PROBLEM DETAILS: Extract the lines that carry the string "page" from the listing.

------------------------------------------------------------

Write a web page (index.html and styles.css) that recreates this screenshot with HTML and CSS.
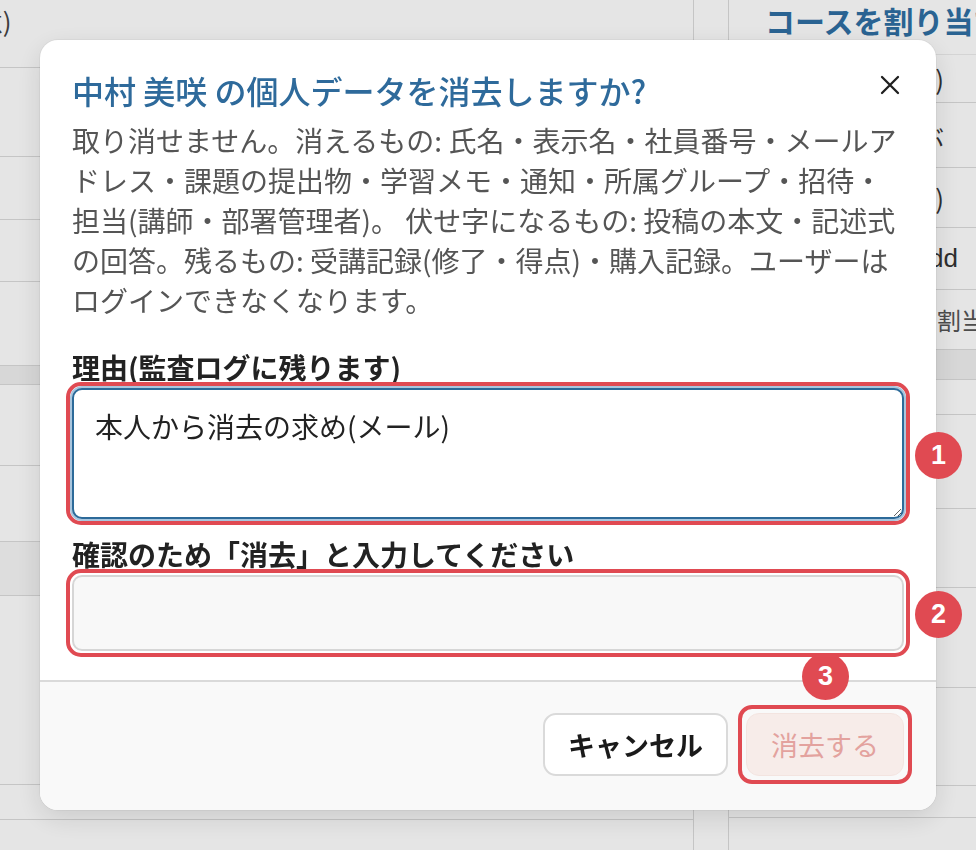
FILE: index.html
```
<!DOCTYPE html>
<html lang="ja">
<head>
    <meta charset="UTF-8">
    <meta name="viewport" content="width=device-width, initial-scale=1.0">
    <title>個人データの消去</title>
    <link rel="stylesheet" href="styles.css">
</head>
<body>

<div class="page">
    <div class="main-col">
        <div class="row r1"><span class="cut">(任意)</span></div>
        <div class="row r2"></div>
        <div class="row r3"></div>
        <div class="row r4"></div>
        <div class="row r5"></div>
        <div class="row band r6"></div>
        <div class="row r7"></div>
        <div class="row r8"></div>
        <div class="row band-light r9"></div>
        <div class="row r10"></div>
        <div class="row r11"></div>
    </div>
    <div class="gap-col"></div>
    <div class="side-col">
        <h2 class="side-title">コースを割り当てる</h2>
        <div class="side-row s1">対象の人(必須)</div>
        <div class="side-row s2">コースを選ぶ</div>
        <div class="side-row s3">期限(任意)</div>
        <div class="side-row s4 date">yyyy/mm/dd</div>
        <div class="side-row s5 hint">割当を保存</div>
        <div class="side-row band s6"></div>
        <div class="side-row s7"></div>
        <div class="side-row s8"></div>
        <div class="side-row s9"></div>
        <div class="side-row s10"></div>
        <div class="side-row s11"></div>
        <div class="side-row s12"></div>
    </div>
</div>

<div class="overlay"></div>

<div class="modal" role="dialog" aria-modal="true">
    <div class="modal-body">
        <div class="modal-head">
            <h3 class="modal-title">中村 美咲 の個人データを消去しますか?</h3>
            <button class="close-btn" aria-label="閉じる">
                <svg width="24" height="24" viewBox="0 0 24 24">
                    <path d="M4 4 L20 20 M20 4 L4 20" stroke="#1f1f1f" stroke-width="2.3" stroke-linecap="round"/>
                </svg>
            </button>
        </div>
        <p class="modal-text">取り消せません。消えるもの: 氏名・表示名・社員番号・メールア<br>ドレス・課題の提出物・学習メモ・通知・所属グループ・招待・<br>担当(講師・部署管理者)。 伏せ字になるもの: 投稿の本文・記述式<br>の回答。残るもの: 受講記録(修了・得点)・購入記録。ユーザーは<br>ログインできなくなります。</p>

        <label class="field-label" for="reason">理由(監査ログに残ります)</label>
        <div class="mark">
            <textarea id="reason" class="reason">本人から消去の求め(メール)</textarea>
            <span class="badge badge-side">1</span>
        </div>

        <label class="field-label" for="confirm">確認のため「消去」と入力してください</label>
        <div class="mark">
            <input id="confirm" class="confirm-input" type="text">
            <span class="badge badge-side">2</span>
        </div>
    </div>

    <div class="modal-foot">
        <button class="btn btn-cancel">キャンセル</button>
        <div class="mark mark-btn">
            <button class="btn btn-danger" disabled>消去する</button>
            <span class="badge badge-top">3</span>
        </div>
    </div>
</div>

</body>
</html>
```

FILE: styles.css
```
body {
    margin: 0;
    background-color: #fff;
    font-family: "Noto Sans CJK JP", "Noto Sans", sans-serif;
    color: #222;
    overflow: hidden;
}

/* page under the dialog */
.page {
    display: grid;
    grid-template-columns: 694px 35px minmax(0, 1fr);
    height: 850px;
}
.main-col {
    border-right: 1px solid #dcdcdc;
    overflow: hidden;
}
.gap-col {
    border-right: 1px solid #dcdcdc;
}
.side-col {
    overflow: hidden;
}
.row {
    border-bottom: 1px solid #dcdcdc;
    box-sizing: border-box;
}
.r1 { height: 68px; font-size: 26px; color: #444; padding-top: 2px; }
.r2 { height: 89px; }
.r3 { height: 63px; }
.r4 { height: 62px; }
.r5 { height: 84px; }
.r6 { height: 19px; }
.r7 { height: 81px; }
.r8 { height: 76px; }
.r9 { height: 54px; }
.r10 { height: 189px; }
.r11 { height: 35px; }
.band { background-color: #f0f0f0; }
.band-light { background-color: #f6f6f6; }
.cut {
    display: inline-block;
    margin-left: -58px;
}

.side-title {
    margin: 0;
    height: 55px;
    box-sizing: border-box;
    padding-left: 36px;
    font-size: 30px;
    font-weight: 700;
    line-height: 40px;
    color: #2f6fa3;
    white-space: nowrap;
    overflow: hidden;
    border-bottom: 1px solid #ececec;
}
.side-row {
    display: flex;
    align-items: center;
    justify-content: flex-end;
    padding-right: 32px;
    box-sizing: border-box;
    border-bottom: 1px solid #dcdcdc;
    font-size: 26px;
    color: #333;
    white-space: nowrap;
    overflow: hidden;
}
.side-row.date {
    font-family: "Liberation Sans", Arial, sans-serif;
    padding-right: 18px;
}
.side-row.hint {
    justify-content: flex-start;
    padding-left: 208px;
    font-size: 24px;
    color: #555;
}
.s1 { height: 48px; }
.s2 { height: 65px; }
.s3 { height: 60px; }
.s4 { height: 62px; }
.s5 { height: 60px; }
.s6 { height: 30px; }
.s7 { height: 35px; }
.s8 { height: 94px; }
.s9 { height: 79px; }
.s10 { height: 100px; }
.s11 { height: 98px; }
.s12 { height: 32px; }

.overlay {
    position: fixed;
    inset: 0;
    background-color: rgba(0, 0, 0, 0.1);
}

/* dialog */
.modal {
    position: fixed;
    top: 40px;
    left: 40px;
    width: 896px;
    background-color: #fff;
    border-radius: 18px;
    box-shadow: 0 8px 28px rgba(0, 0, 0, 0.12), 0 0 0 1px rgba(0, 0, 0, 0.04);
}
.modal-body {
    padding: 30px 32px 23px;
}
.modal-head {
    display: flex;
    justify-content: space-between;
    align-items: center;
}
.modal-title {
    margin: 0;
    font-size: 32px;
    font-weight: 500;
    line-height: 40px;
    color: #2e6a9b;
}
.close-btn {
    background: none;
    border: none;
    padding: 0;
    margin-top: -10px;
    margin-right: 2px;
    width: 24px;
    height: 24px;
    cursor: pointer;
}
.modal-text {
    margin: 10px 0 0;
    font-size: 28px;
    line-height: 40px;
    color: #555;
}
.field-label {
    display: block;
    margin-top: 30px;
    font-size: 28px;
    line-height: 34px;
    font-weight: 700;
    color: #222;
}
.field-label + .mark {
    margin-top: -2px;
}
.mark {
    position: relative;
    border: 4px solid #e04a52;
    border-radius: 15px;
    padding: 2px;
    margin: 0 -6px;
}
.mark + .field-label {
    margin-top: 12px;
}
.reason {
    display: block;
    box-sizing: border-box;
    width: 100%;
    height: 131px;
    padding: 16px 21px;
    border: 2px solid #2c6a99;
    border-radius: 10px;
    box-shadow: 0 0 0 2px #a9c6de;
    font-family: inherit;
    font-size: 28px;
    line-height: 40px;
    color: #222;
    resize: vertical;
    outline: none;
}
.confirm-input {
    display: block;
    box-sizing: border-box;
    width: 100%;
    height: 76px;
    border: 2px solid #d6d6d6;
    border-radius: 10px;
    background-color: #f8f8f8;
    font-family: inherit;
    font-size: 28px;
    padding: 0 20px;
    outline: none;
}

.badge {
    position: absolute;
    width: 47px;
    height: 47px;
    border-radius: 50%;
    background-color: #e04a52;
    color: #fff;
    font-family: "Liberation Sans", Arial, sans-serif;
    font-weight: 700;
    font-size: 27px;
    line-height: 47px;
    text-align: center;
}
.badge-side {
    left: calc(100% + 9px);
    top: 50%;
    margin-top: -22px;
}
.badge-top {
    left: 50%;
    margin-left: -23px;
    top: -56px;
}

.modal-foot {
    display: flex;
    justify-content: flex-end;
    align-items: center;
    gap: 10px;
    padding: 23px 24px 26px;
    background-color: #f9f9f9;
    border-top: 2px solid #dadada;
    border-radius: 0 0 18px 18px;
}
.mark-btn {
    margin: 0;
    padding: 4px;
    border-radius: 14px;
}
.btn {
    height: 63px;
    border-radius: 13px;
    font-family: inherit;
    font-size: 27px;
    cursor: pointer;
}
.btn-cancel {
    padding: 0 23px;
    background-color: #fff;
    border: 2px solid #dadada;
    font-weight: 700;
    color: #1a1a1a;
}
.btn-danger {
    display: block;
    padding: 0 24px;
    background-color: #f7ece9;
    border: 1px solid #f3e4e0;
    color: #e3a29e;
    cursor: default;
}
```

------------------------------------------------------------

COMPLETE OUTPUT:
Write a web page (index.html and styles.css) that recreates this screenshot with HTML and CSS.
<div class="page">
/* page under the dialog */
.page {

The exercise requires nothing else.